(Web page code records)
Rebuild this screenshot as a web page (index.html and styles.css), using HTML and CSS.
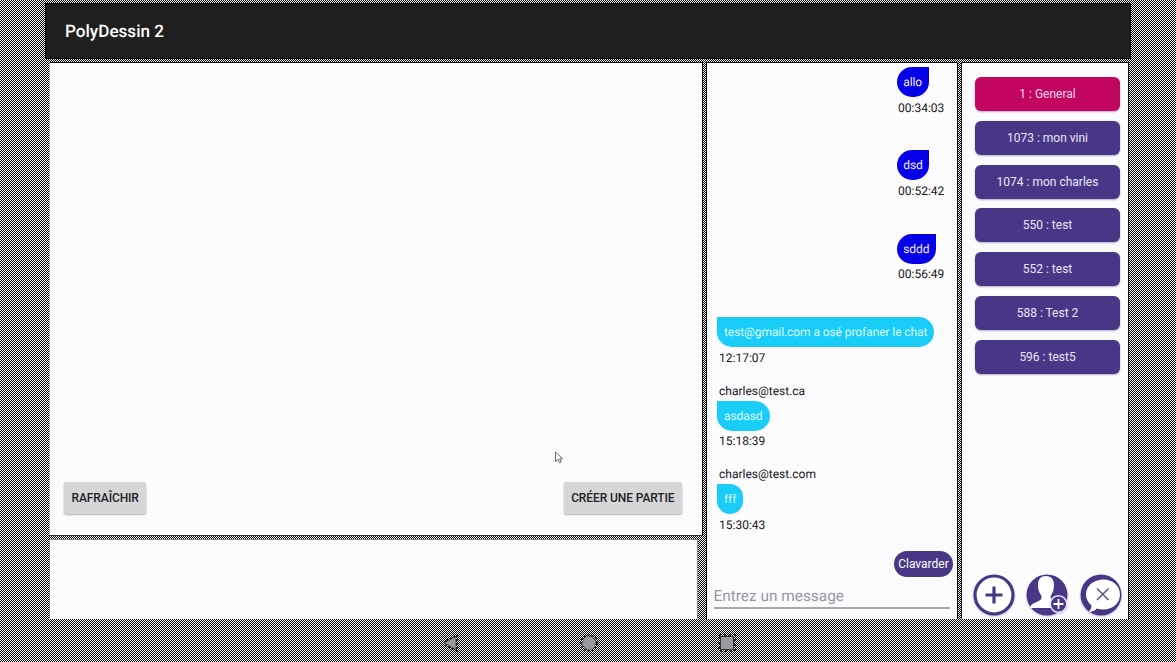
FILE: index.html
```html
<!DOCTYPE html>
<html lang="fr">
<head>
<meta charset="utf-8">
<title>PolyDessin 2</title>
<link rel="stylesheet" href="styles.css">
</head>
<body>
<div class="app">
  <header class="bar">PolyDessin 2</header>
  <main class="panels">
    <div class="left">
      <section class="panel games">
        <button class="btn">RAFRAÎCHIR</button>
        <button class="btn">CRÉER UNE PARTIE</button>
      </section>
      <section class="panel lower"></section>
    </div>
    <section class="panel chat">
      <div class="messages">
        <div class="msg own"><span class="name"></span><span class="bubble">allo</span><span class="time">00:34:03</span></div>
        <div class="msg own"><span class="name"></span><span class="bubble">dsd</span><span class="time">00:52:42</span></div>
        <div class="msg own"><span class="name"></span><span class="bubble">sddd</span><span class="time">00:56:49</span></div>
        <div class="msg"><span class="name"></span><span class="bubble">test@gmail.com a osé profaner le chat</span><span class="time">12:17:07</span></div>
        <div class="msg"><span class="name">charles@test.ca</span><span class="bubble">asdasd</span><span class="time">15:18:39</span></div>
        <div class="msg"><span class="name">charles@test.com</span><span class="bubble">fff</span><span class="time">15:30:43</span></div>
      </div>
      <button class="send">Clavarder</button>
      <div class="field">Entrez un message</div>
    </section>
    <section class="panel rooms">
      <button class="room active">1 : General</button>
      <button class="room">1073 : mon vini</button>
      <button class="room">1074 : mon charles</button>
      <button class="room">550 : test</button>
      <button class="room">552 : test</button>
      <button class="room">588 : Test 2</button>
      <button class="room">596 : test5</button>
      <div class="actions">
        <svg class="action" viewBox="0 0 42 42"><circle cx="21" cy="21" r="19" fill="#fff" stroke="#483786" stroke-width="3.2"/><path d="M21 12.5v17M12.5 21h17" stroke="#483786" stroke-width="3.2"/></svg>
        <svg class="action" viewBox="0 0 42 42"><circle cx="21" cy="21" r="20.5" fill="#483786"/><path d="M20 2c-5 0-8 3.400-8 8.500 0 3 .3 5.500 1.500 8 .6 1.300 1.800 2.500 2 4 .2 2.200-.6 3.500-3 4.500C8.500 29 5 30 3.800 34h24.500v-5.800c-2.500-1-3.800-2.500-3.700-5.200.1-1.500 1.200-2.700 1.900-4.200 1.200-2.500 1.400-5 1.400-8C28 5.500 25.500 2 20 2z" fill="#fff"/><circle cx="32.500" cy="30" r="8.300" fill="#483786" stroke="#e8e3f7" stroke-width="1.500"/><path d="M32.500 25v10M27.500 30h10" stroke="#fff" stroke-width="1.800"/></svg>
        <svg class="action" viewBox="0 0 42 42"><circle cx="21" cy="21" r="20.500" fill="#483786"/><path d="M23.500 5.500C13.500 5.500 6 12 6 20.500c0 4.500 2.200 8.200 5.400 10.800 .3 2.500-.7 4.500-2.700 6.700 3.300-.2 6-1.300 8.200-3.500 2 .7 4.200 1 6.600 1 9.500 0 16.500-6.500 16.500-15s-7-15-16.500-15z" fill="#fff"/><path d="M17 14.500l11.500 11.500M28.500 14.500l-11.500 11.500" stroke="#665f78" stroke-width="1.700"/></svg>
      </div>
    </section>
  </main>
  <nav class="nav">
    <svg width="16" height="18" viewBox="0 0 16 18"><path d="M3 6L14 1v16L3 12z" fill="none" stroke="#000" stroke-width="1.500" stroke-dasharray="2 2"/><path d="M1 9L13 2.500v13z" fill="#9b99a0" stroke="#222" stroke-width=".6"/></svg>
    <svg width="18" height="18" viewBox="0 0 18 18"><circle cx="9" cy="9" r="8" fill="none" stroke="#000" stroke-width="1.500" stroke-dasharray="2 2"/><circle cx="9" cy="9" r="6.500" fill="#9b99a0" stroke="#444" stroke-width=".5"/></svg>
    <svg width="18" height="18" viewBox="0 0 18 18"><path d="M1 1h16v16H1z" fill="none" stroke="#000" stroke-width="1.500" stroke-dasharray="2 3"/><path d="M2.500 2.500h13v13h-13z" fill="#9b99a0" stroke="#333" stroke-width="1"/></svg>
  </nav>
  <svg class="cursor" viewBox="0 0 10 13"><path d="M1.500 1v9.500L4 8.300l1.600 3.400 1.600-.8L5.700 7.700H8.500z" fill="#fff" stroke="#55535a" stroke-width=".9"/></svg>
</div>
</body>
</html>
```
FILE: styles.css
```css
* { box-sizing: border-box; }
body {
  margin: 0;
  font-family: Roboto, "Liberation Sans", sans-serif;
  font-size: 12px;
  color: #17161b;
  text-rendering: geometricPrecision;
}
button { border: 0; padding: 0; font: inherit; }
.app {
  position: relative;
  width: 1176px;
  height: 662px;
  overflow: hidden;
  padding: 3px 45px 0 45px;
  background: conic-gradient(#000 25%, #fff 0 50%, #000 0 75%, #fff 0) 0 0 / 2px 2px;
}
.bar {
  width: 1086px;
  height: 56px;
  padding: 1px 19px 0;
  border: 1px solid #080808;
  border-left: 1px dashed #000;
  background: conic-gradient(#1c1c1c 25%, #232323 0 50%, #1c1c1c 0 75%, #232323 0) 0 0 / 2px 2px;
  color: #fff;
  font-size: 17.100px;
  font-weight: 500;
  line-height: 54px;
}
.panels {
  display: grid;
  grid-template-columns: 654px 252px 168px;
  column-gap: 3px;
  height: 557px;
  margin: 3px 0 0 4px;
}
.panel {
  background: conic-gradient(#fefefe 25%, #f9f9fb 0 50%, #fefefe 0 75%, #f9f9fb 0) 0 0 / 4px 4px;
  border: 1px solid #111;
  border-bottom: 0;
}
.left {
  display: grid;
  grid-template-rows: 474px 80px;
  row-gap: 3px;
}
.games {
  display: flex;
  align-items: flex-end;
  justify-content: space-between;
  padding: 0 20px 21px 14px;
  border-left-color: #aaa;
  border-bottom: 1px solid #333;
}
.btn {
  height: 32px;
  padding: 0 7.500px 1px;
  border-radius: 2px;
  background: #d6d6d7;
  box-shadow: 0 1px 2px rgba(0, 0, 0, .3);
  color: #222126;
  font-weight: 500;
  letter-spacing: -.1px;
}
.lower { width: 649px; border-color: #888; }
.chat { display: flex; flex-direction: column; }
.messages {
  display: flex;
  flex-direction: column;
  height: 480px;
  overflow: hidden;
}
.msg {
  display: flex;
  flex: none;
  flex-direction: column;
  align-items: flex-start;
  height: 83.400px;
  padding-left: 10px;
}
.msg:first-child { margin-top: -17px; }
.own { padding-left: 189.500px; }
.time { height: 16px; margin: 2.600px 0 0 2px; line-height: 16px; }
.name { height: 16px; margin: 4px 0 1px 2px; line-height: 15px; }
.own .time { margin-left: 1.500px; }
.bubble {
  flex: none;
  height: 30px;
  padding: 1px 7px 0;
  border-radius: 0 15px 15px 15px;
  background: #19cdf8;
  color: #d9faff;
  line-height: 29.500px;
  letter-spacing: -.08px;
}
.own .bubble {
  padding: 1px 6.700px 0;
  border-radius: 15px 0 15px 15px;
  background: #0500e8;
  color: #eeeaff;
}
.send {
  align-self: flex-end;
  width: 59px;
  height: 26px;
  margin: 8px 4px 0 0;
  border-radius: 13px;
  background: #483786;
  color: #fff;
}
.field {
  width: 236px;
  height: 31px;
  margin: 1px 0 0 6.500px;
  border-bottom: 2px solid #aaa8ae;
  color: #98969e;
  font-size: 15.400px;
  line-height: 37px;
}
.rooms {
  display: flex;
  flex-direction: column;
  gap: 9.750px;
  padding: 14px 8px 0 13px;
}
.room {
  width: 145px;
  height: 34px;
  flex: none;
  border-radius: 6px;
  background: #483786;
  box-shadow: 0 1px 2px rgba(72, 55, 134, .4);
  color: #e8e6fa;
}
.room.active { background: #c2055e; color: #f2d5ee; }
.actions {
  display: flex;
  justify-content: space-between;
  width: 149.500px;
  margin: auto 0 3.500px -2.500px;
}
.action { width: 42px; height: 42px; filter: drop-shadow(0 1px 1px rgba(72, 55, 134, .3)); }
.nav {
  display: flex;
  justify-content: space-between;
  width: 293px;
  margin: 15px 0 0 398px;
}
.cursor { position: absolute; left: 554px; top: 451px; width: 10px; height: 13px; }
```
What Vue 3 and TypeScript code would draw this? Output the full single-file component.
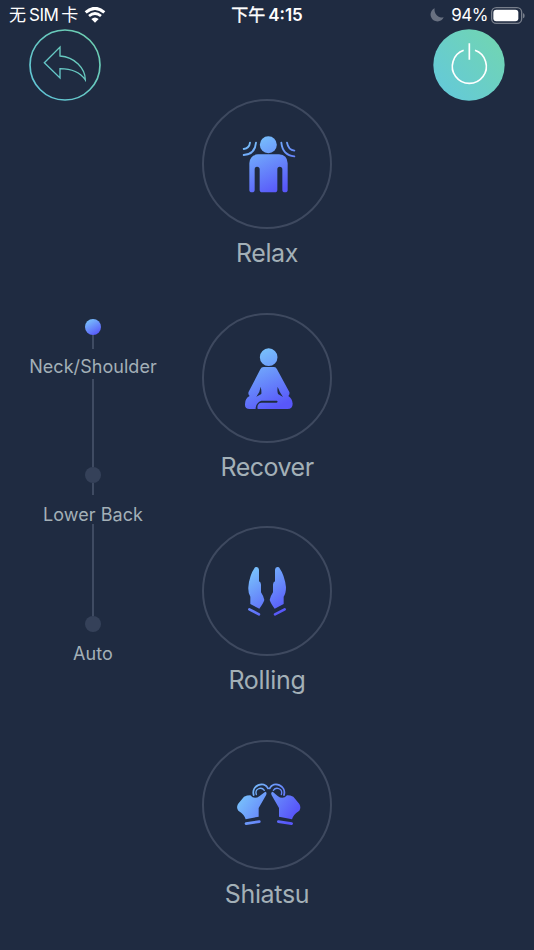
<script setup lang="ts">
interface Shape {
  d: string
  stroke?: number
}
interface Mode {
  id: string
  label: string
  spacing: number
  gradient: [number, number, number, number]
  shapes: Shape[]
}
interface Step {
  id: string
  label: string
  active: boolean
}

const modes: Mode[] = [
  {
    id: 'relax',
    label: 'Relax',
    spacing: -0.4,
    gradient: [85, 50, 160, 200],
    shapes: [
      { d: 'M124 37a25.500 25.500 0 1 1 0 51a25.500 25.500 0 1 1 0-51z' },
      { d: 'M93 91H156Q181 92 182 118V198Q182 205 174 205Q166 205 166 198V136Q166 128 158 128Q151 128 151 136V197Q151 205 143 205H106Q98 205 98 197V136Q98 128 90 128Q83 128 83 136V198Q83 205 75 205Q67 205 67 198V118Q68 93 93 91Z' },
      { d: 'M69 56Q67 73 50 75M87 56Q84 91 50 93M180 56Q184 78 202 80M163 56Q167 94 202 97', stroke: 5.5 },
    ],
  },
  {
    id: 'recover',
    label: 'Recover',
    spacing: -0.5,
    gradient: [85, 50, 155, 205],
    shapes: [
      { d: 'M125 31a26.500 26.500 0 1 1 0 53a26.500 26.500 0 1 1 0-53z' },
      { d: 'M110 87H141Q147 87 150 94L187 162Q189 168 184 174Q196 182 197 197Q197 213 181 213H92Q89 202 97 196L103 194H149Q154 192 150 188H103Q96 190 92 196Q85 202 86 213H68Q54 213 54 201Q53 181 68 174Q62 168 65 161L100 94Q103 87 110 87ZM101 146Q99 163 88 176L103 168Q104 158 101 146ZM152 146Q150 160 153 168L168 177Q158 164 152 146Z' },
    ],
  },
  {
    id: 'rolling',
    label: 'Rolling',
    spacing: -0.25,
    gradient: [75, 65, 160, 185],
    shapes: [
      { d: 'M84 49Q95 45 96 56V91Q102 93 102 101V124Q109 134 112 147Q109 157 97 173L70 159V137Q63 127 64 109Q67 73 84 49Z' },
      { d: 'M156 49Q145 45 144 56V91Q138 93 138 101V124Q131 134 128 147Q131 157 143 173L170 159V137Q177 127 177 109Q173 73 156 49Z' },
      { d: 'M67 175L96 190M173 175L144 190', stroke: 7.5 },
    ],
  },
  {
    id: 'shiatsu',
    label: 'Shiatsu',
    spacing: -0.35,
    gradient: [55, 85, 180, 175],
    shapes: [
      { d: 'M51 95Q60 91 70 91Q82 105 98 93L115 80Q121 82 117 91L95 129V155L56 163Q53 149 34 137Q27 128 33 117Z' },
      { d: 'M199 95Q190 91 180 91Q168 105 152 93L137 80Q130 82 134 91L156 129V155L195 163Q198 149 217 137Q223 128 217 117Z' },
      { d: 'M57 176L97 170M154 170L194 176', stroke: 8 },
      { d: 'M80 90C72 62 111 46 123 70M171 90C179 62 140 46 128 70', stroke: 5.5 },
      { d: 'M88 89C82 70 104 65 112 76M163 89C169 70 147 65 139 76', stroke: 4 },
    ],
  },
]

const steps: Step[] = [
  { id: 'neck', label: 'Neck/Shoulder', active: true },
  { id: 'back', label: 'Lower Back', active: false },
  { id: 'auto', label: 'Auto', active: false },
]
</script>

<template>
  <div class="screen">
    <div class="status">
      <div class="carrier">
        <span class="carrier-name">无<span class="sim">SIM</span>卡</span>
        <svg class="wifi" viewBox="0 0 66 48">
          <path d="M5 16Q33-8 61 16" fill="none" stroke="#fff" stroke-width="9" />
          <path d="M15 27Q33 12 51 27" fill="none" stroke="#fff" stroke-width="8" />
          <path d="M22 36Q33 27 44 36L33 47Z" fill="#fff" />
        </svg>
      </div>
      <div class="clock"><span class="period">下午</span>4:15</div>
      <div class="power-state">
        <svg class="moon" viewBox="0 0 42 42">
          <path d="M14 1A20.500 20.500 0 1 0 41 28A23 23 0 0 1 14 1Z" fill="#687080" />
        </svg>
        <span class="percent">94%</span>
        <svg class="battery" viewBox="0 0 102 51">
          <rect x="2" y="2" width="90" height="47" rx="14" fill="none" stroke="#777e8b" stroke-width="4" />
          <rect x="7" y="8" width="75" height="35" rx="9" fill="#fff" />
          <path d="M96 18Q101 20 101 26Q101 32 96 34Z" fill="#777e8b" />
        </svg>
      </div>
    </div>

    <div class="actions">
      <button class="round" aria-label="Back">
        <svg viewBox="0 0 216 216">
          <defs>
            <linearGradient id="teal" x1="0" y1="216" x2="216" y2="0" gradientUnits="userSpaceOnUse">
              <stop offset=".1" stop-color="#60c4d6" />
              <stop offset=".9" stop-color="#6dceb0" />
            </linearGradient>
          </defs>
          <circle cx="108" cy="108" r="105" fill="none" stroke="url(#teal)" stroke-width="5" />
          <path d="M46 101L93 54V81C137 84 169 118 169 153C151 126 125 119 93 119V147Z" fill="none" stroke="url(#teal)" stroke-width="4" />
        </svg>
      </button>
      <button class="round" aria-label="Power">
        <svg viewBox="0 0 216 216">
          <defs>
            <linearGradient id="power" x1="30" y1="180" x2="186" y2="36" gradientUnits="userSpaceOnUse">
              <stop offset="0" stop-color="#65cad6" />
              <stop offset="1" stop-color="#70d4b5" />
            </linearGradient>
          </defs>
          <circle cx="108" cy="108" r="107" fill="url(#power)" />
          <path d="M92 64A51 51 0 1 0 126 64M109 43V92" fill="none" stroke="#fff" stroke-width="5" />
        </svg>
      </button>
    </div>

    <div class="content">
      <div class="steps">
        <div v-for="s in steps" :key="s.id" class="step" :class="s.id">
          <span class="dot" :class="{ active: s.active }"></span>
          <span class="stem"></span>
          <span class="step-label">{{ s.label }}</span>
          <span class="link"></span>
        </div>
      </div>
      <div class="modes">
        <div v-for="m in modes" :key="m.id" class="mode">
          <div class="ring">
            <svg class="icon" viewBox="0 0 240 240">
              <defs>
                <linearGradient
                  :id="m.id"
                  :x1="m.gradient[0]"
                  :y1="m.gradient[1]"
                  :x2="m.gradient[2]"
                  :y2="m.gradient[3]"
                  gradientUnits="userSpaceOnUse"
                >
                  <stop offset="0" stop-color="#77bdfb" />
                  <stop offset="1" stop-color="#5857fa" />
                </linearGradient>
              </defs>
              <path
                v-for="(p, i) in m.shapes"
                :key="i"
                :d="p.d"
                fill-rule="evenodd"
                stroke-linecap="round"
                :fill="p.stroke ? 'none' : `url(#${m.id})`"
                :stroke="p.stroke ? `url(#${m.id})` : 'none'"
                :stroke-width="p.stroke ?? 0"
              />
            </svg>
          </div>
          <div class="mode-label" :style="{ letterSpacing: m.spacing + 'px' }">{{ m.label }}</div>
        </div>
      </div>
    </div>
  </div>
</template>

<style>
body {
  background: #1f2b41;
}
</style>

<style scoped>
.screen {
  width: 534px;
  height: 950px;
  overflow: hidden;
  background: #1f2b41;
  color: #a3b0b7;
  font-family: Inter, 'Noto Sans CJK SC', sans-serif;
}
.status {
  display: grid;
  grid-template-columns: 1fr auto 1fr;
  align-items: center;
  box-sizing: border-box;
  height: 29px;
  padding: 1px 9px 0 9px;
  color: #fff;
  font-size: 17px;
  line-height: 28px;
}
.carrier,
.power-state {
  display: flex;
  align-items: center;
}
.carrier {
  gap: 6px;
}
.carrier-name {
  white-space: nowrap;
}
.sim {
  margin: 0 3px;
  letter-spacing: -0.5px;
}
.wifi {
  width: 22px;
  height: 16px;
}
.clock {
  font-weight: 600;
}
.period {
  margin-right: 3px;
  font-weight: 400;
  -webkit-text-stroke: 0.4px #fff;
}
.power-state {
  justify-content: flex-end;
}
.moon {
  width: 14px;
  height: 14px;
  margin-right: 7px;
}
.percent {
  margin-right: 3px;
  letter-spacing: -0.5px;
}
.battery {
  width: 34px;
  height: 17px;
}
.actions {
  display: flex;
  justify-content: space-between;
  height: 70px;
  padding: 0 29px;
}
.round {
  flex: none;
  width: 72px;
  height: 72px;
  padding: 0;
  border: 0;
  background: none;
}
.round svg {
  display: block;
  width: 72px;
  height: 72px;
}
.content {
  display: grid;
  grid-template-columns: 186px 162px 186px;
}
.steps {
  display: flex;
  flex-direction: column;
  padding-top: 220px;
}
.step {
  display: flex;
  flex-direction: column;
  align-items: center;
}
.dot {
  width: 16px;
  height: 16px;
  border-radius: 50%;
  background: #354159;
}
.dot.active {
  background: linear-gradient(150deg, #78c0fb 10%, #5857fa 90%);
}
.stem,
.link {
  width: 2px;
  background: #3f4b62;
}
.stem {
  height: 14px;
}
.step-label {
  height: 30px;
  box-sizing: border-box;
  padding-top: 6px;
  font-size: 18px;
  line-height: 24px;
  letter-spacing: 0.05px;
  white-space: nowrap;
}
.link {
  height: 88px;
}
.back .stem {
  height: 12px;
}
.back .step-label {
  height: 29px;
  padding-top: 8px;
}
.back .link {
  height: 92px;
}
.auto .stem,
.auto .link {
  display: none;
}
.auto .step-label {
  padding-top: 10px;
}
.modes {
  display: flex;
  flex-direction: column;
  align-items: center;
}
.mode {
  height: 213.600px;
  text-align: center;
}
.ring {
  display: flex;
  align-items: center;
  justify-content: center;
  box-sizing: border-box;
  width: 130px;
  height: 130px;
  border: 2px solid #3e495f;
  border-radius: 50%;
}
.icon {
  width: 80px;
  height: 80px;
}
.mode-label {
  margin-top: 8px;
  font-size: 25px;
  line-height: 32px;
}
</style>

> **EXERCISE DESCRIPTION**
Look through the listing above. Pick out each line with "index" and copy it.

> **PROBLEM SOLUTION**
Rebuild this screenshot as a web page (index.html and styles.css), using HTML and CSS.
FILE: index.html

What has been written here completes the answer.